India’s transition to a 7% growth path in recent years is very much an outgrowth of the emerging consumerism of one of the world’s youngest populations. The increased vigor of private consumption provides a powerful leverage to the Indian growth dynamic that is rarely found in the externally-dependent developing world.
Personally, it is not so clear to me whether the new consumer culture isn't really the Bomb under the World. There isn't a black or white answer to this question. Certainly, tremendous improvements in quality of life are due in India, but focus on consumption is worrisome. As Stephen found out, there is more to India's current development path than just rise of the Indian Consumer.
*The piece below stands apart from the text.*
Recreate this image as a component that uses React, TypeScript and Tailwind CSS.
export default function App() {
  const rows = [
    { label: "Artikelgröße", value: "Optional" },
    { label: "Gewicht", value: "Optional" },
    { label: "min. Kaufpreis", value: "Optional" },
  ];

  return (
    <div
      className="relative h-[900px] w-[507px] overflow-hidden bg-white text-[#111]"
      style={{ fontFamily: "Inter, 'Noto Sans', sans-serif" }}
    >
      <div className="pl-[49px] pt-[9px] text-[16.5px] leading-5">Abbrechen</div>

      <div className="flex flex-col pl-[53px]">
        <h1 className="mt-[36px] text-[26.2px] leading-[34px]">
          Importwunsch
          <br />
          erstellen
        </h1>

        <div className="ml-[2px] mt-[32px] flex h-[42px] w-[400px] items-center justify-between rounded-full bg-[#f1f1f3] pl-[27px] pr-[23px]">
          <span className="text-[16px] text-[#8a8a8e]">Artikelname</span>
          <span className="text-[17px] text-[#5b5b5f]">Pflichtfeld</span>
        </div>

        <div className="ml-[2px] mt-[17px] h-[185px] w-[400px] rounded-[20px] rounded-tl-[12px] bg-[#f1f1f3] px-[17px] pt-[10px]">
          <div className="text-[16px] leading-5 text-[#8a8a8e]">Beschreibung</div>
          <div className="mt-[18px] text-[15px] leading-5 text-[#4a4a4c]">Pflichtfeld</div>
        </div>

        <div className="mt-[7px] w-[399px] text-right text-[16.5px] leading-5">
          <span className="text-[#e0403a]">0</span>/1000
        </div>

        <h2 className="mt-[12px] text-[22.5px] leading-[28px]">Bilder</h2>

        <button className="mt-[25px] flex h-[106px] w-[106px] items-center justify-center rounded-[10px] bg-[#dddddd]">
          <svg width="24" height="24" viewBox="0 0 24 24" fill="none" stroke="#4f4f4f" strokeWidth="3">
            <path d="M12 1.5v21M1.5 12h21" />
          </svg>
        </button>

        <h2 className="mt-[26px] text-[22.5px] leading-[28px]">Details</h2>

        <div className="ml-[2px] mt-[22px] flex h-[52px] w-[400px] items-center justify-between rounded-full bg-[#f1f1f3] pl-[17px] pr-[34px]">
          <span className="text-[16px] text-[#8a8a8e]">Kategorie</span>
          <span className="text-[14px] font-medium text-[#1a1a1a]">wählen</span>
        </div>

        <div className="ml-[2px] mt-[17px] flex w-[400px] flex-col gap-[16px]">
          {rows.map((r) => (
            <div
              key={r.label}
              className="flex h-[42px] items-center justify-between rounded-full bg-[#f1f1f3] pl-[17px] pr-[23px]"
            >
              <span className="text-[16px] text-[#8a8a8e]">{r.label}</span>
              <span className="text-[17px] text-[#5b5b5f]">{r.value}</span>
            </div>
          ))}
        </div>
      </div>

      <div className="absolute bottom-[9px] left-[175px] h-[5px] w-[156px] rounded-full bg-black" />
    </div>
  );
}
Dr. (Manmohan) Singh is the real thing when it comes to India’s reforms -- he led the charge in the opening up of the early 1990s.; Today’s political context is obviously quite different: As a majority party official he was able to drive the process far more forcefully back then than is the case today, with a delicate left-leaning coalition government. Mindful of those constraints, the key code word in current coalition governance circles is “inclusive” -- emblematic of a development strategy that is being refocused to deal with the income-disadvantaged citizens of rural India; The Prime Minister is very philosophical when it comes to integrating his reform philosophy within the political imperatives of a broader base of Indian economic development.
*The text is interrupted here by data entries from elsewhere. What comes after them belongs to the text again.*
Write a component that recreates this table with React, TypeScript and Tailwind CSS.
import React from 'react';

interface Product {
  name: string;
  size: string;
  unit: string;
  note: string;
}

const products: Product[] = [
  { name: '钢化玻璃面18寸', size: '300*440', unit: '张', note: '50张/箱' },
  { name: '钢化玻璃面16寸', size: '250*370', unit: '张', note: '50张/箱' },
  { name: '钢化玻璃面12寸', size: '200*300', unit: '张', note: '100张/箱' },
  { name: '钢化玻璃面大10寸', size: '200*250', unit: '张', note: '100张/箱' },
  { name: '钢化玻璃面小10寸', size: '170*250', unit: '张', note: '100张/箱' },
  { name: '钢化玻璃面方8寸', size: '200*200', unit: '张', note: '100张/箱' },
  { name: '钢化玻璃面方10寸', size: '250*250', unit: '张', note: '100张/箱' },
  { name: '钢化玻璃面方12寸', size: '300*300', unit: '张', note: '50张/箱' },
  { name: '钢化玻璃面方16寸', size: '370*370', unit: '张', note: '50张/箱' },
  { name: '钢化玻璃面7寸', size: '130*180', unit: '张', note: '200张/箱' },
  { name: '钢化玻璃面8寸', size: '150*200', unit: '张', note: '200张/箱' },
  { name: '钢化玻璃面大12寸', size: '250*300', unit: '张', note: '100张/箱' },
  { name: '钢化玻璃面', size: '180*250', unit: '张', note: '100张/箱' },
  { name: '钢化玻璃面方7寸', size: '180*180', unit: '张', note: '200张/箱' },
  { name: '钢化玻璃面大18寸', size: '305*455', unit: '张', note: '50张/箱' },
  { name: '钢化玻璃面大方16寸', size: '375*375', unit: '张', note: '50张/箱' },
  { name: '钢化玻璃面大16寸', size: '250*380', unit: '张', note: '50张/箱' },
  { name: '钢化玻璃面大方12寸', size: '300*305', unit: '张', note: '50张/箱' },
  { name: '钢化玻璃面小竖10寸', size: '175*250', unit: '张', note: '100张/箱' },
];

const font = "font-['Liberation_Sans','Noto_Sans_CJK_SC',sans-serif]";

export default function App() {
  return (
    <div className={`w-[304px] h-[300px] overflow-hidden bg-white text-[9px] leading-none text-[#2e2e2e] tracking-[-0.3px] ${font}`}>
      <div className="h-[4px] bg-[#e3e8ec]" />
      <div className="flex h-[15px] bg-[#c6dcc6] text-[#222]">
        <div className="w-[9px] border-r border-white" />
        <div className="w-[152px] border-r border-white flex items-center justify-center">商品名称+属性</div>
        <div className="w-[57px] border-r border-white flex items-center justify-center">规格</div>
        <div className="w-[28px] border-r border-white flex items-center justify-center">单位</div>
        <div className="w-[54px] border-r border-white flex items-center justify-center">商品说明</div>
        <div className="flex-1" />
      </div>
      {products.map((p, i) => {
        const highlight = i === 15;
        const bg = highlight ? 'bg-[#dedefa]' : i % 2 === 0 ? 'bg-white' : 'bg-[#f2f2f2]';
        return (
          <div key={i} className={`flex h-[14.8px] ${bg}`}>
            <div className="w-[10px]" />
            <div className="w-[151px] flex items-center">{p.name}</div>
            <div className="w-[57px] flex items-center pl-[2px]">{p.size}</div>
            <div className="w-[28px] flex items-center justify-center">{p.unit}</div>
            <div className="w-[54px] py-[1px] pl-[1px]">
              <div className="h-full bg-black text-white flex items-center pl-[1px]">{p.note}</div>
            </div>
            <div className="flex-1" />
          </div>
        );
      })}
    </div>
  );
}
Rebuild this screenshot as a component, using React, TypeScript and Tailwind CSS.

I have heard reform with a human face line from the Prime Minister, but often times the human side shows up in the forms of short sighted populist measures rather than real improvements in infrastructure, education and health that matter most in the longer term.
Of all the trips I make around the world, India is by far the toughest. Poverty is everywhere -- not just in rural India but in the swanky neighborhoods of its vast urban centers of Mumbai, New Delhi, as well as in the pulsating new tech centers of Bangalore and Hyderabad And it is poverty and human tragedy on a scale unlike anything I have ever seen -- including that of rural China; An inclusive India seems utterly determined to meet this daunting challenge head on. As far as I am concerned, there is nothing but upside to such efforts -- it’s just a question of degree. But with that upside comes yet another new source of Indian consumption growth -- absolutely vital for India’s balanced economic growth dynamic. It’s not just the quality of the travel experience.
I am no so sure whether "inclusive India" is taking the challenge of poverty head on. My personal perception has been that highly educated people with an access to a wide range of opportunities (like me) have been doing extremely well, and responsible for the growth of consumerism, while there are a number of those who still do not have access to the same set of opportunities. It is not a question of whether things have been getting better or worse, but as Roach said it is a matter of degree.
UPDATE (11/07): See Indian Economy blog's take on Roach's comments.
After completing his Asia-Pacific tour, Roach has some more thoughts on the possible convergence of China and India's growth strategy. More sobering are his thoughts on implications for US and Europe.
China and India are the two most important experiments in the laboratory of globalization. An extrapolation of their recent accomplishments poses the most profound question of all for the rich nations of the developed world: If India is to services as China is to manufacturing, what does the future hold for us?